Aim of the task: Provide nothing but the number of lines containing the string "components".

Provided entries:
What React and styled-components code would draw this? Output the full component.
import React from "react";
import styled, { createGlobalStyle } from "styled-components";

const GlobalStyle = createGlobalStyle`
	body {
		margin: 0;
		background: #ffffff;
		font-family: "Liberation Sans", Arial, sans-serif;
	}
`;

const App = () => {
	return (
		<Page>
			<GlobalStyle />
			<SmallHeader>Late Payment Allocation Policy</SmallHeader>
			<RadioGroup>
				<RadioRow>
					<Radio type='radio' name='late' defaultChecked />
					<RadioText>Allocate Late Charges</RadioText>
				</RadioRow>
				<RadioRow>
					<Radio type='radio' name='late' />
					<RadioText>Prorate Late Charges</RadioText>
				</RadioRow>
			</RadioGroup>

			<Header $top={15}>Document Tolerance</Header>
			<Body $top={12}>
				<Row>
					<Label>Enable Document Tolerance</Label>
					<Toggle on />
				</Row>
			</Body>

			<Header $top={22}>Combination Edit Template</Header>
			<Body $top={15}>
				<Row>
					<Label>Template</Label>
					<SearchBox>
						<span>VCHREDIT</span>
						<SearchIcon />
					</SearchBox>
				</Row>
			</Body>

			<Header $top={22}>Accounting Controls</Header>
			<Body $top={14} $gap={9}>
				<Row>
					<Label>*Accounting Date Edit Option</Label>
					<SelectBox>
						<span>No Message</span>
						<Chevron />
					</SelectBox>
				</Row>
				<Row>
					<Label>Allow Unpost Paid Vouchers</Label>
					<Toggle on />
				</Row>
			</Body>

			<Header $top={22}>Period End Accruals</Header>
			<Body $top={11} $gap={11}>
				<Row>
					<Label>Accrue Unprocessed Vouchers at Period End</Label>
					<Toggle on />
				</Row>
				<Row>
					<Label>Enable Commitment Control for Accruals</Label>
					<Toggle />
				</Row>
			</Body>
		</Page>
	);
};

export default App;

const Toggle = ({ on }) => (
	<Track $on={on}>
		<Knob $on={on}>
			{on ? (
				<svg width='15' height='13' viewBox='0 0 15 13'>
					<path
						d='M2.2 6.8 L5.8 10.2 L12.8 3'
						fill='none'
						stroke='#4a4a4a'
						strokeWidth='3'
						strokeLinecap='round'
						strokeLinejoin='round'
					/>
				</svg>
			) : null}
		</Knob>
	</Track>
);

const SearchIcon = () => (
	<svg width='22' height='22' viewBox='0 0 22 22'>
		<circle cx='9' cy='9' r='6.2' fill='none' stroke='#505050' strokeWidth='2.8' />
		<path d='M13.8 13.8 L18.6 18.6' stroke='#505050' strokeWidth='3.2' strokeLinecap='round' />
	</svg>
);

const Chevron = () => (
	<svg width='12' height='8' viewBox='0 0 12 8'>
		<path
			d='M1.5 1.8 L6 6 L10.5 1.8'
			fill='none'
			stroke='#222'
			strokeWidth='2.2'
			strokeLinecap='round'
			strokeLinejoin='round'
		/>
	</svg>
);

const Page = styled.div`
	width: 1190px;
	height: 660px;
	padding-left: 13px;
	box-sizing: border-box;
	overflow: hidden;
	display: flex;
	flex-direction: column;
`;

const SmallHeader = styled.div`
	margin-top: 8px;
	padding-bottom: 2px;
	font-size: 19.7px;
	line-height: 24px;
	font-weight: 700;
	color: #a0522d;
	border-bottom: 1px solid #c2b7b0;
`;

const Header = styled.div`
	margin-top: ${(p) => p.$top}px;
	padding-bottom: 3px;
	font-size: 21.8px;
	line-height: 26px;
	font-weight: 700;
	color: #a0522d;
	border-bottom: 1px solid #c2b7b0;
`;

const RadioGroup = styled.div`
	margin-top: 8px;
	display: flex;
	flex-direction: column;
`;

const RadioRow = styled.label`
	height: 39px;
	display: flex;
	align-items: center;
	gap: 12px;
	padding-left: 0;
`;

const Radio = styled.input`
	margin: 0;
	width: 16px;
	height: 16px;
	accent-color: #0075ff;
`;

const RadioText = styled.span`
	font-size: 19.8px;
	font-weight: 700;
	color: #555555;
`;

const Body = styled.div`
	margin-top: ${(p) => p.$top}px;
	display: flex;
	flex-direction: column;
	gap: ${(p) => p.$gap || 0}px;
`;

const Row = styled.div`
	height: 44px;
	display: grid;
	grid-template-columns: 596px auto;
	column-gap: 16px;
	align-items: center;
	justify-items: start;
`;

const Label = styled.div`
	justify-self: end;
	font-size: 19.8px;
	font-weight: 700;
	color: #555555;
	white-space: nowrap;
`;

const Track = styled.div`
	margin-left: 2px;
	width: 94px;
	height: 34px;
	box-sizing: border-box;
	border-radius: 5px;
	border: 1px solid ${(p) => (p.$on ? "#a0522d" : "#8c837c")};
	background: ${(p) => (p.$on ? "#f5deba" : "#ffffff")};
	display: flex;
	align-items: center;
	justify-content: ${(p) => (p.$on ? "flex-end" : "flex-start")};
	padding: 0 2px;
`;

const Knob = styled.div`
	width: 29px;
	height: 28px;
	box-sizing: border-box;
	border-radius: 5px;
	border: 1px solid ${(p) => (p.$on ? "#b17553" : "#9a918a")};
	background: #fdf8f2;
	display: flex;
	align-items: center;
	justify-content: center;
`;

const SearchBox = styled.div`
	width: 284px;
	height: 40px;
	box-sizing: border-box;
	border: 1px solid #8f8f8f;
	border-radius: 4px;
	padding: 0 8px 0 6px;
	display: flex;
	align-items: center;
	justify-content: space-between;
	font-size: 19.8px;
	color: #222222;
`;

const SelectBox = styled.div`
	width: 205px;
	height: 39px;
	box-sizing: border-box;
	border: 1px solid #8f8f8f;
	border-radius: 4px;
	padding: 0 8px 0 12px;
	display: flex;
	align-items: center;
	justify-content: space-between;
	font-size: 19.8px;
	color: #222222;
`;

...

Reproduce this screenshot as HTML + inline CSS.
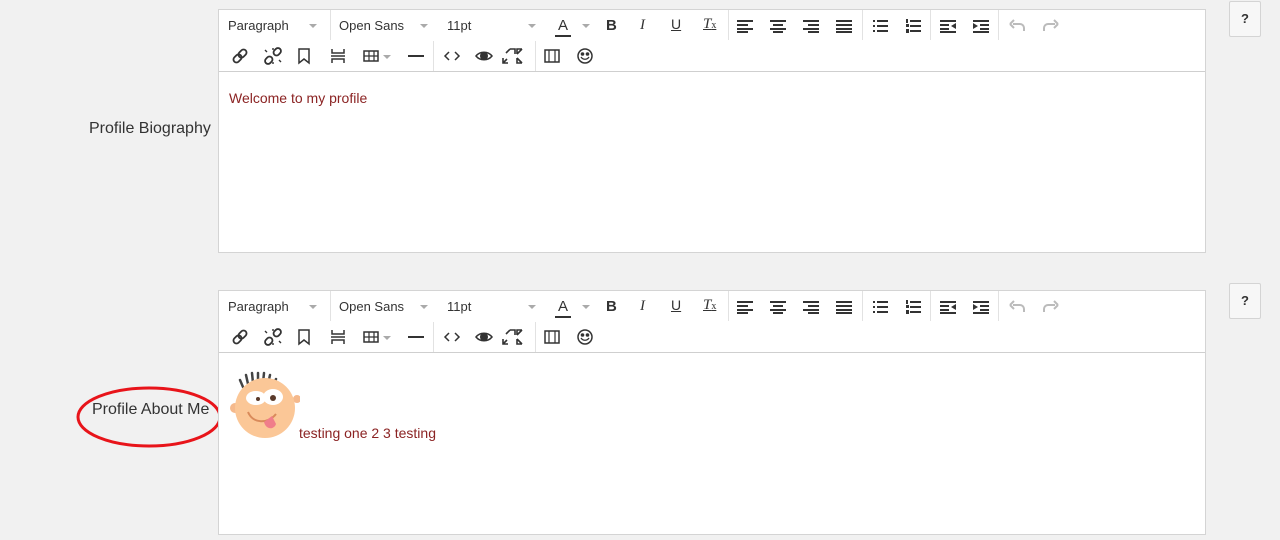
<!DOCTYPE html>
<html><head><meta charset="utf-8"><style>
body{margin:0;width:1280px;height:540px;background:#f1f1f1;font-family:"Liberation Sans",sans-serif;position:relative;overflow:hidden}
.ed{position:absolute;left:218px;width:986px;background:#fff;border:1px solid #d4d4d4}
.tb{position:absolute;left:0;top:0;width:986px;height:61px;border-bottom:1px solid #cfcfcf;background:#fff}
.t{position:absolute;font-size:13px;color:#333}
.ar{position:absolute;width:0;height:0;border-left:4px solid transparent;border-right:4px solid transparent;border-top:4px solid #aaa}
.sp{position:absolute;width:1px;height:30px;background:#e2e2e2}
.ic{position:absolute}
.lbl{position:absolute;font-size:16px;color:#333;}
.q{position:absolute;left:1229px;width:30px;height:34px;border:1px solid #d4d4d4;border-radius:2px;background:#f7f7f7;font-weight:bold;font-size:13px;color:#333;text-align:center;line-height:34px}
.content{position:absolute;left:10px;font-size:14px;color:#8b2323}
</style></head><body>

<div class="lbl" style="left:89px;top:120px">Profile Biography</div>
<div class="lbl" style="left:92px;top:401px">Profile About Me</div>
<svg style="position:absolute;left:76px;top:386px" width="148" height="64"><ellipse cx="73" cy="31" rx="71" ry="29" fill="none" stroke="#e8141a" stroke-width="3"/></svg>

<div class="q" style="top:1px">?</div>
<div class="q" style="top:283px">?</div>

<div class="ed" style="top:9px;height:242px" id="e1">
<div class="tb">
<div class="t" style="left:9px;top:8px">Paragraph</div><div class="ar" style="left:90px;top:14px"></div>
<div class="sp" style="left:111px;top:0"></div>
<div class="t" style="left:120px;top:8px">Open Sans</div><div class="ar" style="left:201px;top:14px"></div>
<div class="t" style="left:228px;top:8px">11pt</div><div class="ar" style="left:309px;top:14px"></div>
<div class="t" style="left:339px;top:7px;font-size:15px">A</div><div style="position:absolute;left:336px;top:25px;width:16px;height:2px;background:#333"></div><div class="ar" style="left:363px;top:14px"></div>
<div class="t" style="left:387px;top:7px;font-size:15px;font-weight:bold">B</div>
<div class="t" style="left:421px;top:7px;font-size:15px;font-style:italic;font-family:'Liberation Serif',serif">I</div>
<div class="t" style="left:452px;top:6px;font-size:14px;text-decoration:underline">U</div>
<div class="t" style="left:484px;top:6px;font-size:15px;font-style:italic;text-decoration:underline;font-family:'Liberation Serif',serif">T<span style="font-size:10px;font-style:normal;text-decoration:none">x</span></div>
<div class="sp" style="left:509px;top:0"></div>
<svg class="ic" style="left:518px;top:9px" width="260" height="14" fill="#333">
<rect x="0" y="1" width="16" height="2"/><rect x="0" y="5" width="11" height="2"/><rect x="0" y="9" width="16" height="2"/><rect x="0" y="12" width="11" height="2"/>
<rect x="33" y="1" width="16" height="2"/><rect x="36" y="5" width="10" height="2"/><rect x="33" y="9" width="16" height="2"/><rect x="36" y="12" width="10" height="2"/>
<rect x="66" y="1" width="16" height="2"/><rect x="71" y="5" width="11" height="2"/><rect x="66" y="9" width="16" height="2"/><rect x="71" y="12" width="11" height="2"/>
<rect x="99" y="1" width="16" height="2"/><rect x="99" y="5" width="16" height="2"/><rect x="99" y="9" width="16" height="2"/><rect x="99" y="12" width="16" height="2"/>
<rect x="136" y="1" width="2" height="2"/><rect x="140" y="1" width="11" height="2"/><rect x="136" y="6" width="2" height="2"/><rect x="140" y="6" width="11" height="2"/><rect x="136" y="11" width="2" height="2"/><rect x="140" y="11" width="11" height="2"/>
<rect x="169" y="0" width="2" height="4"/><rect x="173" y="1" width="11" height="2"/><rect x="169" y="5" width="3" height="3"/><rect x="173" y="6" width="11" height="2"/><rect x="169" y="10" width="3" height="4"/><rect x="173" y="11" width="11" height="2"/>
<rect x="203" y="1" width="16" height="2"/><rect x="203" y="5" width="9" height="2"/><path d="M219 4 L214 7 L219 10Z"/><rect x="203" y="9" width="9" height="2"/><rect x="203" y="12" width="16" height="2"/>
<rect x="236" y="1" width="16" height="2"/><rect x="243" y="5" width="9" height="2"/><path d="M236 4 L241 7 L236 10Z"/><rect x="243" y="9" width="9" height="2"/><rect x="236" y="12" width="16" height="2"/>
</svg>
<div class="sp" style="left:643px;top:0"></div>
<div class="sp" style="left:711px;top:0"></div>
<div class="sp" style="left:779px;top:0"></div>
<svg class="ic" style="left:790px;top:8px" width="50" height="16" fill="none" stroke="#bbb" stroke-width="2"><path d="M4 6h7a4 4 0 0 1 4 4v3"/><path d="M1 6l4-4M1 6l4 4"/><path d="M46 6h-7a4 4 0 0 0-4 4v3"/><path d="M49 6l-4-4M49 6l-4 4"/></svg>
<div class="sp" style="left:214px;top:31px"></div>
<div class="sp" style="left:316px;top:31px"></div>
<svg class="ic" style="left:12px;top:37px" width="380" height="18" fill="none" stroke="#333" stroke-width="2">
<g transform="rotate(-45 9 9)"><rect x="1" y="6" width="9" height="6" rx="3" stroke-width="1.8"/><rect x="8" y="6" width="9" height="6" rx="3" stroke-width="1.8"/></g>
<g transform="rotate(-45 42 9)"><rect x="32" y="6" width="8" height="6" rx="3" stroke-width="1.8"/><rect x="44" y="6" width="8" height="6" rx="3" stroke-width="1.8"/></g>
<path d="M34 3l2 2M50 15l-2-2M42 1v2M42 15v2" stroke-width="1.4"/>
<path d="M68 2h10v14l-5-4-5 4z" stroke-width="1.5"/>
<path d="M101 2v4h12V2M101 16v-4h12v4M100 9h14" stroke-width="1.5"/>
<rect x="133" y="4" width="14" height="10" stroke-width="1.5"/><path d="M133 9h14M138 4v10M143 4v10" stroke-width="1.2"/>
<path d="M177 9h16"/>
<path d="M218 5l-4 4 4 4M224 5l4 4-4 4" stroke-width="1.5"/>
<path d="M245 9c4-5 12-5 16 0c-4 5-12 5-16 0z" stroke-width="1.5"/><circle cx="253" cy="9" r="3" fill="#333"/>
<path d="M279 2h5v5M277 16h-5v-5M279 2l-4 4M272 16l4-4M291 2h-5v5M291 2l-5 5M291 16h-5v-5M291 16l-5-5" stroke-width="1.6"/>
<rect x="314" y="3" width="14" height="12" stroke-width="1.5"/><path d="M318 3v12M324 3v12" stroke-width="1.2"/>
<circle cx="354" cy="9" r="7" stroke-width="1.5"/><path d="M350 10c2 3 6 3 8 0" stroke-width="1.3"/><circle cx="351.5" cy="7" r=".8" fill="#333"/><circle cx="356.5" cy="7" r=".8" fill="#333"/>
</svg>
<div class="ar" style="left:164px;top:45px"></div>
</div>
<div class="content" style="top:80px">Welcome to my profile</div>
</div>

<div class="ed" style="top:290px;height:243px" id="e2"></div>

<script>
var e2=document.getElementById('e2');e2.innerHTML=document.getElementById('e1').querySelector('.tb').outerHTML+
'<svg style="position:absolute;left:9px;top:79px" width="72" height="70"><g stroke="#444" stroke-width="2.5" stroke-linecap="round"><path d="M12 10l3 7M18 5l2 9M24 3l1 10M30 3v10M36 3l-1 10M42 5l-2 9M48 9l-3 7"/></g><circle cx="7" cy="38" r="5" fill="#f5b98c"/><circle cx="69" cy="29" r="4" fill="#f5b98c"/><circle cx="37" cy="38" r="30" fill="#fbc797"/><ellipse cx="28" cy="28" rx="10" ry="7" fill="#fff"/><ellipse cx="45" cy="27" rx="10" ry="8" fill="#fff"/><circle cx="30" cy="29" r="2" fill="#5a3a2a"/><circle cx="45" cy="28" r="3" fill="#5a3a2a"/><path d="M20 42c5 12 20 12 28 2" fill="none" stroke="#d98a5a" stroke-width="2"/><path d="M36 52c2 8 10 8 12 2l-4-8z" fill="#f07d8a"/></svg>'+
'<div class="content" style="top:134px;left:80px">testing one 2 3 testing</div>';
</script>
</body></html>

==

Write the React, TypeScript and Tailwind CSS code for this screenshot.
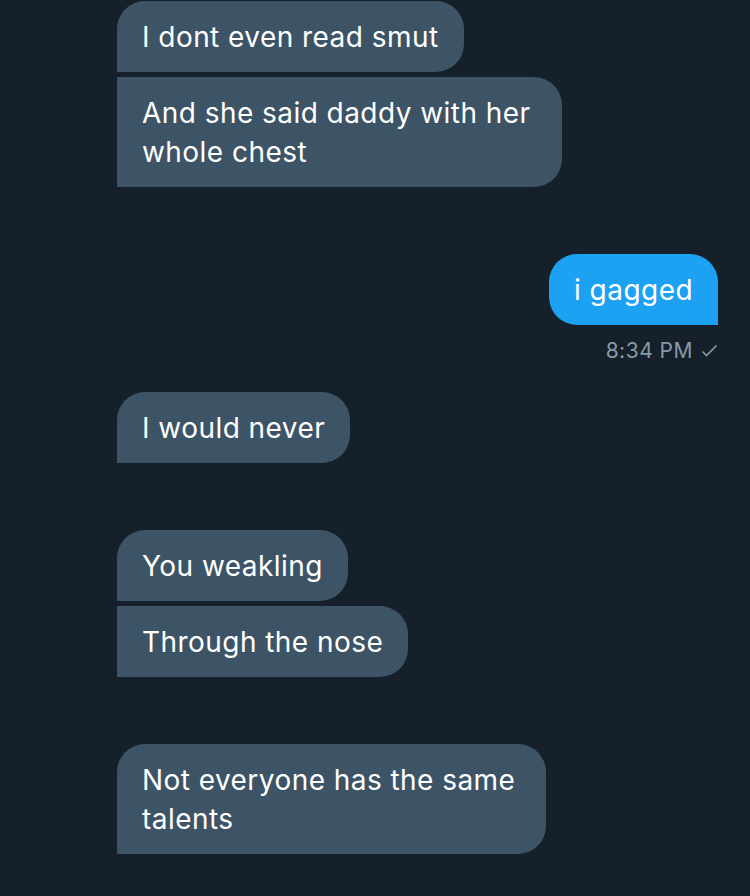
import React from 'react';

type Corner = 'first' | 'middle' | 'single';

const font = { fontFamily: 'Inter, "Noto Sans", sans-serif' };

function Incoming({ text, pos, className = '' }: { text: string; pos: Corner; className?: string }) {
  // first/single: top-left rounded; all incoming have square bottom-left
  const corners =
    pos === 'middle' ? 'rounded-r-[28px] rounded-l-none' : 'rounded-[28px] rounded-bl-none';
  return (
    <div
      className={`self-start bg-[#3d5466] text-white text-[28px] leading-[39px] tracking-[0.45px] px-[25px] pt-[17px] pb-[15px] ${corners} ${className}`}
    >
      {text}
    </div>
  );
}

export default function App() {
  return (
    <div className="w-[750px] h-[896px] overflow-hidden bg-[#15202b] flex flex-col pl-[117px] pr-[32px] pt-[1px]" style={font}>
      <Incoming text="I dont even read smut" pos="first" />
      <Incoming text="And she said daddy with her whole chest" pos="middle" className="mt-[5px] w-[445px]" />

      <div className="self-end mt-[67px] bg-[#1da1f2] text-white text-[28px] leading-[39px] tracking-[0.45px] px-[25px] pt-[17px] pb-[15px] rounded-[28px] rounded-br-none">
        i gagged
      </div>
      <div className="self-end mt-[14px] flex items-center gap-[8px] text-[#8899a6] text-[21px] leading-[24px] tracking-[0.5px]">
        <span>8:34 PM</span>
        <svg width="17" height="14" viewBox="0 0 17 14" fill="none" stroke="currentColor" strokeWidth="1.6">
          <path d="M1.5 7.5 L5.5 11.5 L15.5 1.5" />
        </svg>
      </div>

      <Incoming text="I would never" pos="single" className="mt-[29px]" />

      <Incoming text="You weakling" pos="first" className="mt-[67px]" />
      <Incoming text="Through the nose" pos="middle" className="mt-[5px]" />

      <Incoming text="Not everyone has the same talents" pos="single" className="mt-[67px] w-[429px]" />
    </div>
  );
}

Task output: 2